• **Exercise directions**
Using the records below, count the lines with "What" in them. Give the number only.

• **Working data**
## START
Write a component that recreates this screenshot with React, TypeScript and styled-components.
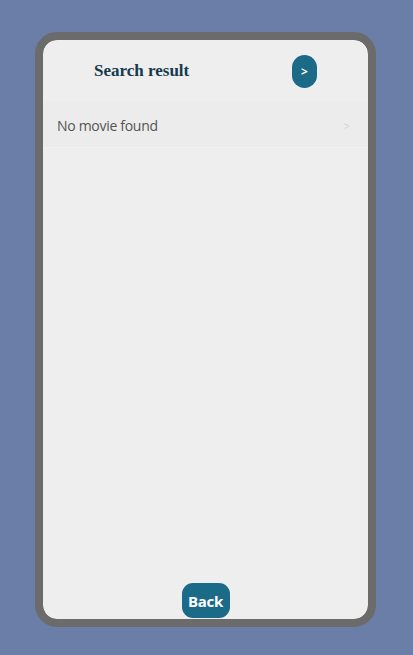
import React from 'react';
import styled, { createGlobalStyle } from 'styled-components';

const GlobalStyle = createGlobalStyle`
    html, body {
        margin: 0;
        padding: 0;
        background-color: #6a7ea8;
    }
    * {
        box-sizing: border-box;
    }
`;

const App: React.FC = () => {
    return (
        <>
            <GlobalStyle />
            <SPage>
                <SPhone>
                    <SScreen>
                        <SHeader>
                            <STitle>Search result</STitle>
                            <SNextButton>&gt;</SNextButton>
                        </SHeader>
                        <SRow>
                            <SRowText>No movie found</SRowText>
                            <SChevron>&gt;</SChevron>
                        </SRow>
                        <SSpacer />
                        <SBackButton>Back</SBackButton>
                    </SScreen>
                </SPhone>
            </SPage>
        </>
    );
};

export default App;

const SPage = styled.div`
    width: 413px;
    height: 655px;
    display: flex;
    padding: 32px 0 0 35px;
`;

const SPhone = styled.div`
    width: 341px;
    height: 595px;
    border: 8px solid #6b6b6b;
    border-radius: 22px;
    background-color: #6b6b6b;
    overflow: hidden;
`;

const SScreen = styled.div`
    height: 100%;
    display: flex;
    flex-direction: column;
    background-color: #eeeeee;
    border-radius: 14px;
    overflow: hidden;
`;

const SHeader = styled.div`
    display: flex;
    align-items: center;
    height: 62px;
    padding: 0 51px;
`;

const STitle = styled.div`
    font-family: 'Liberation Serif', 'Times New Roman', serif;
    font-weight: bold;
    font-size: 17px;
    color: #163a4d;
`;

const SNextButton = styled.button`
    margin-left: auto;
    width: 25px;
    height: 33px;
    padding: 0;
    border: none;
    border-radius: 13px;
    background-color: #1b6a87;
    color: #ffffff;
    font-family: 'Open Sans', 'Liberation Sans', sans-serif;
    font-weight: bold;
    font-size: 12px;
    display: flex;
    align-items: center;
    justify-content: center;
`;

const SRow = styled.div`
    display: flex;
    align-items: center;
    height: 46px;
    padding: 2px 18px 0 14px;
    background-color: #ececec;
    border-bottom: 1px solid #f1f1f1;
`;

const SRowText = styled.div`
    font-family: 'Open Sans', 'Liberation Sans', sans-serif;
    font-size: 14px;
    letter-spacing: -0.3px;
    color: #555555;
`;

const SChevron = styled.div`
    margin-left: auto;
    font-family: 'Open Sans', 'Liberation Sans', sans-serif;
    font-size: 11px;
    color: #d2d2d2;
`;

const SSpacer = styled.div`
    flex: 1;
`;

const SBackButton = styled.button`
    align-self: center;
    width: 48px;
    height: 35px;
    margin-bottom: 1px;
    padding: 0;
    border: none;
    border-radius: 11px;
    background-color: #1b6a87;
    color: #ffffff;
    font-family: 'Open Sans', 'Liberation Sans', sans-serif;
    font-weight: bold;
    font-size: 15px;
    letter-spacing: -0.3px;
`;
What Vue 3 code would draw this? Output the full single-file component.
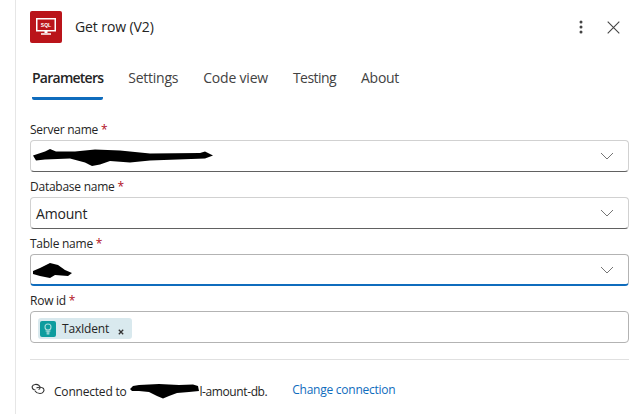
<script setup>
const tabs = [
  { label: 'Parameters', cls: 'on' },
  { label: 'Settings', cls: 'settings' },
  { label: 'Code view', cls: 'code' },
  { label: 'Testing', cls: 'testing' },
  { label: 'About', cls: '' },
]
</script>

<template>
  <div class="page">
    <main class="panel">
      <header class="head">
        <div class="logo">
          <svg width="22" height="20" viewBox="0 0 22 20">
            <path fill="#fff" fill-rule="evenodd" d="M1 1h20v13.500H1zM2.500 2.500v10.500h17V2.500zM9.500 14.500h3v2h-3zM6 16.300h10v1.400H6z"/>
            <text x="11" y="10" text-anchor="middle" class="sql">SQL</text>
          </svg>
        </div>
        <h1 class="title">Get row (V2)</h1>
        <div class="actions">
          <svg width="4" height="14" viewBox="0 0 4 14"><circle cx="2" cy="2" r="1.500"/><circle cx="2" cy="7" r="1.500"/><circle cx="2" cy="12" r="1.500"/></svg>
          <svg width="13" height="13" viewBox="0 0 13 13"><path d="M.7.7l11.600 11.600M12.300.7L.7 12.300" stroke="#444" stroke-width="1.100" fill="none"/></svg>
        </div>
      </header>

      <nav class="tabs">
        <div v-for="t in tabs" :key="t.label" class="tab" :class="t.cls">{{ t.label }}</div>
      </nav>

      <section class="form">
        <div class="field">
          <label>Server name <b>*</b></label>
          <div class="box select dark">
            <svg class="blot" width="184" height="24" viewBox="0 0 184 24"><path d="M2 11.500 14 7.500 19 5 25 7.500 44 7.500 64 5.500 89 6.500 119 9.500 169 9 174 7.500 182 11.500 174 14.500 119 16.500 99 18.500 79 17 69 20.500 61 22 54 18.500 39 14.500 14 15.500 5 16.500z"/></svg>
            <svg class="chev" width="14" height="8" viewBox="0 0 14 8"><path d="M1 1l6 6 6-6" /></svg>
          </div>
        </div>
        <div class="field">
          <label>Database name <b>*</b></label>
          <div class="box select dark">
            <span class="val">Amount</span>
            <svg class="chev" width="14" height="8" viewBox="0 0 14 8"><path d="M1 1l6 6 6-6" /></svg>
          </div>
        </div>
        <div class="field">
          <label>Table name <b>*</b></label>
          <div class="box select blue">
            <svg class="blot" width="42" height="20" viewBox="0 0 42 20"><path d="M2 11 9 8 19 3 27 5 34 10 41 13 37 16 24 15 19 18 9 16 2 14z"/></svg>
            <svg class="chev" width="14" height="8" viewBox="0 0 14 8"><path d="M1 1l6 6 6-6" /></svg>
          </div>
        </div>
        <div class="field">
          <label>Row id <b>*</b></label>
          <div class="box tags">
            <span class="tag">
              <span class="tag-icon">
                <svg width="10" height="12" viewBox="0 0 10 12" fill="none" stroke="#a9dcdc" stroke-width="1.100"><circle cx="5" cy="4" r="3"/><path d="M2.500 8h5M4.200 8v3h1.600V8"/></svg>
              </span>
              <span class="tag-text">TaxIdent</span>
              <svg class="tag-x" width="6" height="6" viewBox="0 0 6 6"><path d="M.8.8l4.400 4.400M5.200.8L.8 5.200" stroke="#333" stroke-width="1.300"/></svg>
            </span>
          </div>
        </div>
      </section>

      <footer class="conn">
        <svg class="link-ic" width="15" height="12" viewBox="0 0 15 12" fill="none" stroke="#333" stroke-width="1.100"><path d="M8 2.500C6 .8 2 1 1.200 3.500.8 5.500 2.500 7 4.500 7"/><path d="M5.500 5C7 4 11 4 12.500 5.500 14 7.500 12 10.500 9 10.500 7 10.500 5 9.500 4 8"/><path d="M8 2.500C9.500 3.500 9.500 6 7.500 6.500"/></svg>
        <span class="conn-text">Connected to <svg class="blot2" width="70" height="16" viewBox="0 0 70 16"><path d="M1 6 4 3 10 2 30 1 50 2 64 1.500 69 3 70 8 60 9 48 10 40 13 34 15.500 28 13 20 9 10 8 3 8z"/></svg><span class="tail">l-amount-db.</span></span>
        <span class="change">Change connection</span>
      </footer>
    </main>
  </div>
</template>

<style scoped>
.page {
  width: 640px;
  height: 414px;
  overflow: hidden;
  background: #fff;
  font-family: "Open Sans", "Noto Sans", sans-serif;
  color: #242424;
}
.panel {
  margin-left: 15px;
  height: 414px;
  box-sizing: border-box;
  border-left: 1px solid #e6e6e6;
  padding: 11px 10px 0 14px;
}
.head {
  display: flex;
  align-items: center;
  height: 32px;
}
.logo {
  width: 32px;
  height: 32px;
  border-radius: 2px;
  background: #ba141a;
  display: flex;
  align-items: center;
  justify-content: center;
}
.sql {
  font-size: 5px;
  font-weight: 700;
  fill: #fff;
  font-family: "Liberation Sans", sans-serif;
}
.title {
  margin: 0 0 0 13px;
  font-size: 14px;
  font-weight: 500;
  line-height: 20px;
  flex: 1;
  letter-spacing: -0.1px;
}
.actions {
  display: flex;
  align-items: center;
  gap: 24px;
  margin-right: 10px;
}
.actions circle { fill: #444; }
.tabs {
  display: flex;
  margin-top: 23px;
  margin-left: 2px;
  gap: 25px;
  height: 34px;
}
.tab {
  font-size: 14px;
  line-height: 24px;
  color: #424242;
  letter-spacing: -0.3px;
  height: 34px;
  box-sizing: border-box;
}
.tab.settings { letter-spacing: -0.25px; }
.tab.code { letter-spacing: -0.2px; }
.tab.testing { letter-spacing: -0.55px; }
.tab.on {
  font-weight: 600;
  color: #242424;
  border-bottom: 3px solid #0f6cbd;
  border-radius: 0 0 2px 2px;
  letter-spacing: -0.75px;
}
.form {
  margin-top: 21px;
  display: flex;
  flex-direction: column;
  gap: 6px;
  padding-bottom: 16px;
  border-bottom: 1px solid #e0e0e0;
  width: 599px;
}
.field label {
  display: block;
  font-size: 12px;
  line-height: 18px;
  font-weight: 500;
  color: #242424;
  letter-spacing: -0.25px;
  margin-bottom: 1px;
}
.field b {
  font-weight: 400;
  color: #b10e1c;
}
.box {
  height: 32px;
  box-sizing: border-box;
  border: 1px solid #d1d1d1;
  border-radius: 4px;
  display: flex;
  align-items: center;
  position: relative;
}
.select { padding: 0 14px 0 5px; }
.dark { border-bottom-color: #616161; }
.blue {
  border-color: #b3b3b3;
  border-bottom: 2px solid #0f6cbd;
}
.tags {
  border-color: #b3b3b3;
  padding-left: 7px;
  padding-top: 3px;
}
.val {
  font-size: 14px;
  letter-spacing: -0.2px;
}
.blot {
  flex: none;
  margin-left: -5px;
}
.blot path, .blot2 path { fill: #000; }
.chev {
  margin-left: auto;
}
.chev path {
  fill: none;
  stroke: #757575;
  stroke-width: 1;
}
.tag {
  display: flex;
  align-items: center;
  height: 21px;
  width: 94px;
  padding-left: 2px;
  box-sizing: border-box;
  background: #d9e9ee;
  border-radius: 3px;
}
.tag-icon {
  width: 16px;
  height: 16px;
  border-radius: 2px;
  background: #0d9c9e;
  display: flex;
  align-items: center;
  justify-content: center;
}
.tag-text {
  margin-left: 6px;
  font-size: 12px;
  font-weight: 500;
  letter-spacing: -0.2px;
}
.tag-x { margin-left: 9px; margin-top: 6px; }
.conn {
  display: flex;
  align-items: center;
  margin-top: 21px;
  height: 20px;
}
.link-ic { margin-left: 1px; margin-top: -5px; }
.conn-text {
  margin-left: 8px;
  font-size: 12px;
  font-weight: 500;
  letter-spacing: -0.2px;
  display: flex;
  align-items: center;
  white-space: pre;
}
.tail { letter-spacing: -0.4px; }
.change {
  margin-left: 25px;
  margin-top: -3px;
  font-size: 12px;
  color: #0f6cbd;
  letter-spacing: -0.25px;
}
</style>
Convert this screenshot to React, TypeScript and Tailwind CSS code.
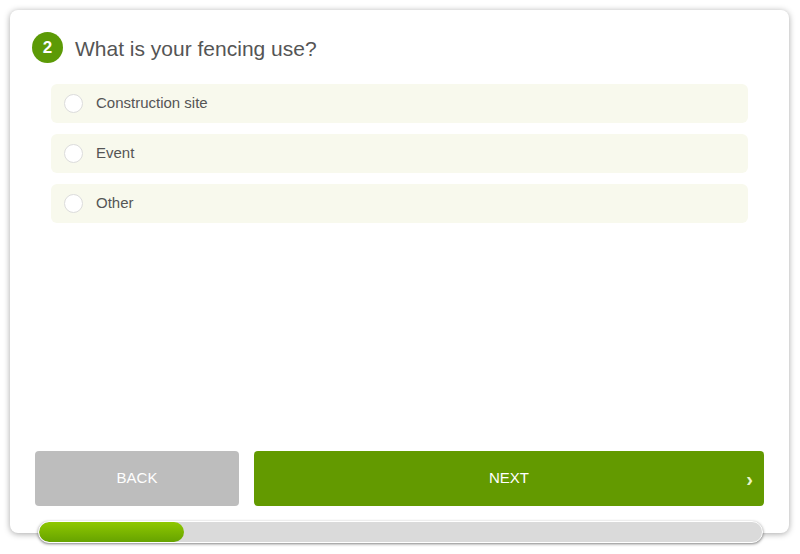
import React from "react";

const options = ["Construction site", "Event", "Other"];

export default function App() {
  return (
    <div
      className="w-[800px] h-[554px] bg-white relative"
      style={{ fontFamily: '"Liberation Sans", Arial, sans-serif' }}
    >
      <div className="absolute left-[10px] top-[10px] w-[779px] h-[523px] bg-white rounded-[8px] shadow-[0_1px_6px_rgba(0,0,0,0.35)] flex flex-col">
        <div className="flex items-center gap-[12px] pl-[22px] pt-[22px]">
          <div className="w-[31px] h-[31px] rounded-full bg-[#5c9a06] text-white font-bold text-[17px] flex items-center justify-center">
            2
          </div>
          <div className="text-[21px] text-[#555555] leading-none pt-[2px]">What is your fencing use?</div>
        </div>
        <div className="flex flex-col gap-[11px] px-[41px] mt-[21px]">
          {options.map((o) => (
            <div
              key={o}
              className="h-[39px] rounded-[6px] bg-[#f8f9ed] flex items-center pl-[13px]"
            >
              <div className="w-[19px] h-[19px] rounded-full bg-white border border-[#dcdcdc]" />
              <span className="ml-[13px] text-[15px] text-[#555555]">{o}</span>
            </div>
          ))}
        </div>
        <div className="flex-1" />
        <div className="flex gap-[15px] px-[25px] mb-[27px]">
          <button className="w-[204px] h-[55px] rounded-[4px] bg-[#bdbdbd] text-white text-[15px]">
            BACK
          </button>
          <button className="flex-1 h-[55px] rounded-[4px] bg-[#639a00] text-white text-[15px] relative">
            NEXT
            <span className="absolute right-[11px] top-1/2 -translate-y-1/2 text-[20px] font-bold text-[#e9f5c8] leading-none">
              ›
            </span>
          </button>
        </div>
      </div>
      <div className="absolute left-[38px] top-[521px] w-[725px] h-[22px] rounded-full bg-[#dadada] border border-white shadow-[0_1px_3px_rgba(0,0,0,0.5)] overflow-hidden">
        <div className="h-full w-[145px] rounded-full bg-gradient-to-b from-[#8fc800] to-[#66a300]" />
      </div>
    </div>
  );
}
## END
• **Task answer**
2